:: EXERCISE ::
Go through the material and write it all out exactly, minus the pictures.

╔══

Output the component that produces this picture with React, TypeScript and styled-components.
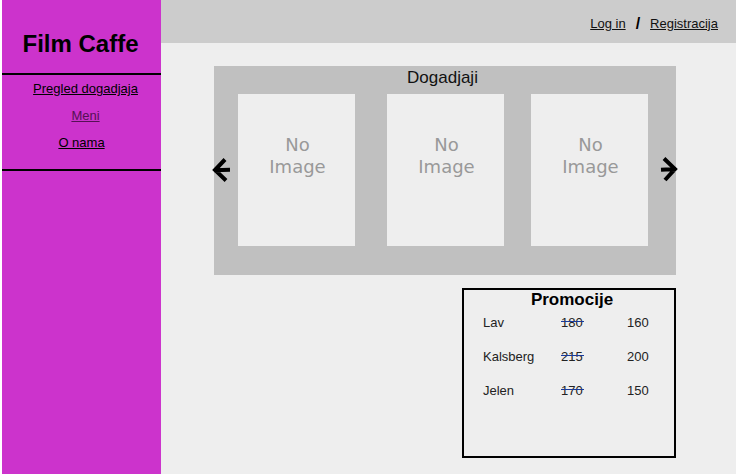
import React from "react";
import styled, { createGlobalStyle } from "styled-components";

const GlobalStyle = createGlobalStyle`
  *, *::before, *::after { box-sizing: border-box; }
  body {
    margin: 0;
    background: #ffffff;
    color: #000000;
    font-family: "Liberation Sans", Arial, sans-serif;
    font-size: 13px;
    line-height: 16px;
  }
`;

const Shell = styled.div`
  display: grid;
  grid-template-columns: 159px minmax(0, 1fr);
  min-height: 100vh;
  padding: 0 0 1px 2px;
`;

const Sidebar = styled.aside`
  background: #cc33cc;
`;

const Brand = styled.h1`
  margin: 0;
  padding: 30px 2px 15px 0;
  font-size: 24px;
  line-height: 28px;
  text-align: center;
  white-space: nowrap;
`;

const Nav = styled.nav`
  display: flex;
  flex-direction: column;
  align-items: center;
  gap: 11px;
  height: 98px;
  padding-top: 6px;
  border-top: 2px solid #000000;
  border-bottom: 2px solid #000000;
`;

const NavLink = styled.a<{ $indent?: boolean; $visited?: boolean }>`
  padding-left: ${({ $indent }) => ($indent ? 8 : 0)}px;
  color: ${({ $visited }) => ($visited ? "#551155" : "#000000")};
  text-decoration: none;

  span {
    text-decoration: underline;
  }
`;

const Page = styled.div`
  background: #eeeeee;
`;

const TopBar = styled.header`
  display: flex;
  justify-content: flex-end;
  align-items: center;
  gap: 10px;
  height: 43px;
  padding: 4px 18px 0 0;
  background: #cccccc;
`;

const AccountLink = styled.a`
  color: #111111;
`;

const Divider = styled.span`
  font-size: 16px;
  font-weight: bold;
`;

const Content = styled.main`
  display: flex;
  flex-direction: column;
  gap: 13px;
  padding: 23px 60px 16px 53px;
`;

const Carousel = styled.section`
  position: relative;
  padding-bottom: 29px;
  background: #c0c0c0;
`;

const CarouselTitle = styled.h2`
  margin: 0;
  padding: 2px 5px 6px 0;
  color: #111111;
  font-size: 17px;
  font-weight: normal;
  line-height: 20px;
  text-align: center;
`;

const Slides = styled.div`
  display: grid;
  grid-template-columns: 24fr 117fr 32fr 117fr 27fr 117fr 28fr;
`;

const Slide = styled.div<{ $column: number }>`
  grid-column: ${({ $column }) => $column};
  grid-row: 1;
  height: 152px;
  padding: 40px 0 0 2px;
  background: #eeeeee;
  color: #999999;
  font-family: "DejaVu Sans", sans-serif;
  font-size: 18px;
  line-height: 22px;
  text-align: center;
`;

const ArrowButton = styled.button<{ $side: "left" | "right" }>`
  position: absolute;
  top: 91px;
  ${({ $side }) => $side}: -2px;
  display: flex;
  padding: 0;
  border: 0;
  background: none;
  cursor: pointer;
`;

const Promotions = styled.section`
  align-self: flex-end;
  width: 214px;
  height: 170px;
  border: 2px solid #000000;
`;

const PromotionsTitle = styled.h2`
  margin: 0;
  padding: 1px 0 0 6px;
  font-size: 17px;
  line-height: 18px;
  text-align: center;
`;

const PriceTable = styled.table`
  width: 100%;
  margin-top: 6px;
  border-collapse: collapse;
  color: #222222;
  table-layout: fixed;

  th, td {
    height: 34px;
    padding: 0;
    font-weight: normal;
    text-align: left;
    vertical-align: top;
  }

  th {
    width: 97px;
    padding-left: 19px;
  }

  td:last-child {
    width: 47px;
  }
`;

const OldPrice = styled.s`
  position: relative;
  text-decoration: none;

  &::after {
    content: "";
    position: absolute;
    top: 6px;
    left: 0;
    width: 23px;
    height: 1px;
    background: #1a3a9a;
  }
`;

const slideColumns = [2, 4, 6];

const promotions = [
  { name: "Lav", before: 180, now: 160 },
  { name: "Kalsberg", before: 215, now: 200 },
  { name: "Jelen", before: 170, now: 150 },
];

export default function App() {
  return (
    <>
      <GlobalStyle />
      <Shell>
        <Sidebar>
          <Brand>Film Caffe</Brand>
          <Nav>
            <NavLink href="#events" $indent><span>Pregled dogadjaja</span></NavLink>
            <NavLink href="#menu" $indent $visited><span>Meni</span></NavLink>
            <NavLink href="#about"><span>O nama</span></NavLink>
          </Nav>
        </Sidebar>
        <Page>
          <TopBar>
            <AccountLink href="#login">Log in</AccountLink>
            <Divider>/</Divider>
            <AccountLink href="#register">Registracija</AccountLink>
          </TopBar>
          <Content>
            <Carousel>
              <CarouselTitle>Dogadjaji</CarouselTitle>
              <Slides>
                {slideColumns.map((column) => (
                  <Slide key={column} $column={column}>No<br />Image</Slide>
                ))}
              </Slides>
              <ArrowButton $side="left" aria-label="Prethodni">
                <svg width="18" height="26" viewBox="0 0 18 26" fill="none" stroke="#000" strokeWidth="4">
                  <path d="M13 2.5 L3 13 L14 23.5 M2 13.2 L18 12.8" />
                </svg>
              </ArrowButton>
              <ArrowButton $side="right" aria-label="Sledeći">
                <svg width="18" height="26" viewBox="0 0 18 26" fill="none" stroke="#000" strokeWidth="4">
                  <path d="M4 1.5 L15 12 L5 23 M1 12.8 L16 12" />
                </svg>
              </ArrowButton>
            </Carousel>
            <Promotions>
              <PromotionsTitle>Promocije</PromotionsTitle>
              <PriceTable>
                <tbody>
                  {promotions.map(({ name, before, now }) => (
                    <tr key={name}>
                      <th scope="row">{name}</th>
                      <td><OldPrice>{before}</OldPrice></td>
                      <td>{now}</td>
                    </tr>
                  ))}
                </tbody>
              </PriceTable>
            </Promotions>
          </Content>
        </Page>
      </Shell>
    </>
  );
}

╚══

:: SOLUTION FOR THIS TASK ::
Output the component that produces this picture with React, TypeScript and styled-components.
import React from "react";
import styled, { createGlobalStyle } from "styled-components";

const GlobalStyle = createGlobalStyle`
  *, *::before, *::after { box-sizing: border-box; }
  body {
    margin: 0;
    background: #ffffff;
    color: #000000;
    font-family: "Liberation Sans", Arial, sans-serif;
    font-size: 13px;
    line-height: 16px;
  }
`;

const Shell = styled.div`
  display: grid;
  grid-template-columns: 159px minmax(0, 1fr);
  min-height: 100vh;
  padding: 0 0 1px 2px;
`;

const Sidebar = styled.aside`
  background: #cc33cc;
`;

const Brand = styled.h1`
  margin: 0;
  padding: 30px 2px 15px 0;
  font-size: 24px;
  line-height: 28px;
  text-align: center;
  white-space: nowrap;
`;

const Nav = styled.nav`
  display: flex;
  flex-direction: column;
  align-items: center;
  gap: 11px;
  height: 98px;
  padding-top: 6px;
  border-top: 2px solid #000000;
  border-bottom: 2px solid #000000;
`;

const NavLink = styled.a<{ $indent?: boolean; $visited?: boolean }>`
  padding-left: ${({ $indent }) => ($indent ? 8 : 0)}px;
  color: ${({ $visited }) => ($visited ? "#551155" : "#000000")};
  text-decoration: none;

  span {
    text-decoration: underline;
  }
`;

const Page = styled.div`
  background: #eeeeee;
`;

const TopBar = styled.header`
  display: flex;
  justify-content: flex-end;
  align-items: center;
  gap: 10px;
  height: 43px;
  padding: 4px 18px 0 0;
  background: #cccccc;
`;

const AccountLink = styled.a`
  color: #111111;
`;

const Divider = styled.span`
  font-size: 16px;
  font-weight: bold;
`;

const Content = styled.main`
  display: flex;
  flex-direction: column;
  gap: 13px;
  padding: 23px 60px 16px 53px;
`;

const Carousel = styled.section`
  position: relative;
  padding-bottom: 29px;
  background: #c0c0c0;
`;

const CarouselTitle = styled.h2`
  margin: 0;
  padding: 2px 5px 6px 0;
  color: #111111;
  font-size: 17px;
  font-weight: normal;
  line-height: 20px;
  text-align: center;
`;

const Slides = styled.div`
  display: grid;
  grid-template-columns: 24fr 117fr 32fr 117fr 27fr 117fr 28fr;
`;

const Slide = styled.div<{ $column: number }>`
  grid-column: ${({ $column }) => $column};
  grid-row: 1;
  height: 152px;
  padding: 40px 0 0 2px;
  background: #eeeeee;
  color: #999999;
  font-family: "DejaVu Sans", sans-serif;
  font-size: 18px;
  line-height: 22px;
  text-align: center;
`;

const ArrowButton = styled.button<{ $side: "left" | "right" }>`
  position: absolute;
  top: 91px;
  ${({ $side }) => $side}: -2px;
  display: flex;
  padding: 0;
  border: 0;
  background: none;
  cursor: pointer;
`;

const Promotions = styled.section`
  align-self: flex-end;
  width: 214px;
  height: 170px;
  border: 2px solid #000000;
`;

const PromotionsTitle = styled.h2`
  margin: 0;
  padding: 1px 0 0 6px;
  font-size: 17px;
  line-height: 18px;
  text-align: center;
`;

const PriceTable = styled.table`
  width: 100%;
  margin-top: 6px;
  border-collapse: collapse;
  color: #222222;
  table-layout: fixed;

  th, td {
    height: 34px;
    padding: 0;
    font-weight: normal;
    text-align: left;
    vertical-align: top;
  }

  th {
    width: 97px;
    padding-left: 19px;
  }

  td:last-child {
    width: 47px;
  }
`;

const OldPrice = styled.s`
  position: relative;
  text-decoration: none;

  &::after {
    content: "";
    position: absolute;
    top: 6px;
    left: 0;
    width: 23px;
    height: 1px;
    background: #1a3a9a;
  }
`;

const slideColumns = [2, 4, 6];

const promotions = [
  { name: "Lav", before: 180, now: 160 },
  { name: "Kalsberg", before: 215, now: 200 },
  { name: "Jelen", before: 170, now: 150 },
];

export default function App() {
  return (
    <>
      <GlobalStyle />
      <Shell>
        <Sidebar>
          <Brand>Film Caffe</Brand>
          <Nav>
            <NavLink href="#events" $indent><span>Pregled dogadjaja</span></NavLink>
            <NavLink href="#menu" $indent $visited><span>Meni</span></NavLink>
            <NavLink href="#about"><span>O nama</span></NavLink>
          </Nav>
        </Sidebar>
        <Page>
          <TopBar>
            <AccountLink href="#login">Log in</AccountLink>
            <Divider>/</Divider>
            <AccountLink href="#register">Registracija</AccountLink>
          </TopBar>
          <Content>
            <Carousel>
              <CarouselTitle>Dogadjaji</CarouselTitle>
              <Slides>
                {slideColumns.map((column) => (
                  <Slide key={column} $column={column}>No<br />Image</Slide>
                ))}
              </Slides>
              <ArrowButton $side="left" aria-label="Prethodni">
                <svg width="18" height="26" viewBox="0 0 18 26" fill="none" stroke="#000" strokeWidth="4">
                  <path d="M13 2.5 L3 13 L14 23.5 M2 13.2 L18 12.8" />
                </svg>
              </ArrowButton>
              <ArrowButton $side="right" aria-label="Sledeći">
                <svg width="18" height="26" viewBox="0 0 18 26" fill="none" stroke="#000" strokeWidth="4">
                  <path d="M4 1.5 L15 12 L5 23 M1 12.8 L16 12" />
                </svg>
              </ArrowButton>
            </Carousel>
            <Promotions>
              <PromotionsTitle>Promocije</PromotionsTitle>
              <PriceTable>
                <tbody>
                  {promotions.map(({ name, before, now }) => (
                    <tr key={name}>
                      <th scope="row">{name}</th>
                      <td><OldPrice>{before}</OldPrice></td>
                      <td>{now}</td>
                    </tr>
                  ))}
                </tbody>
              </PriceTable>
            </Promotions>
          </Content>
        </Page>
      </Shell>
    </>
  );
}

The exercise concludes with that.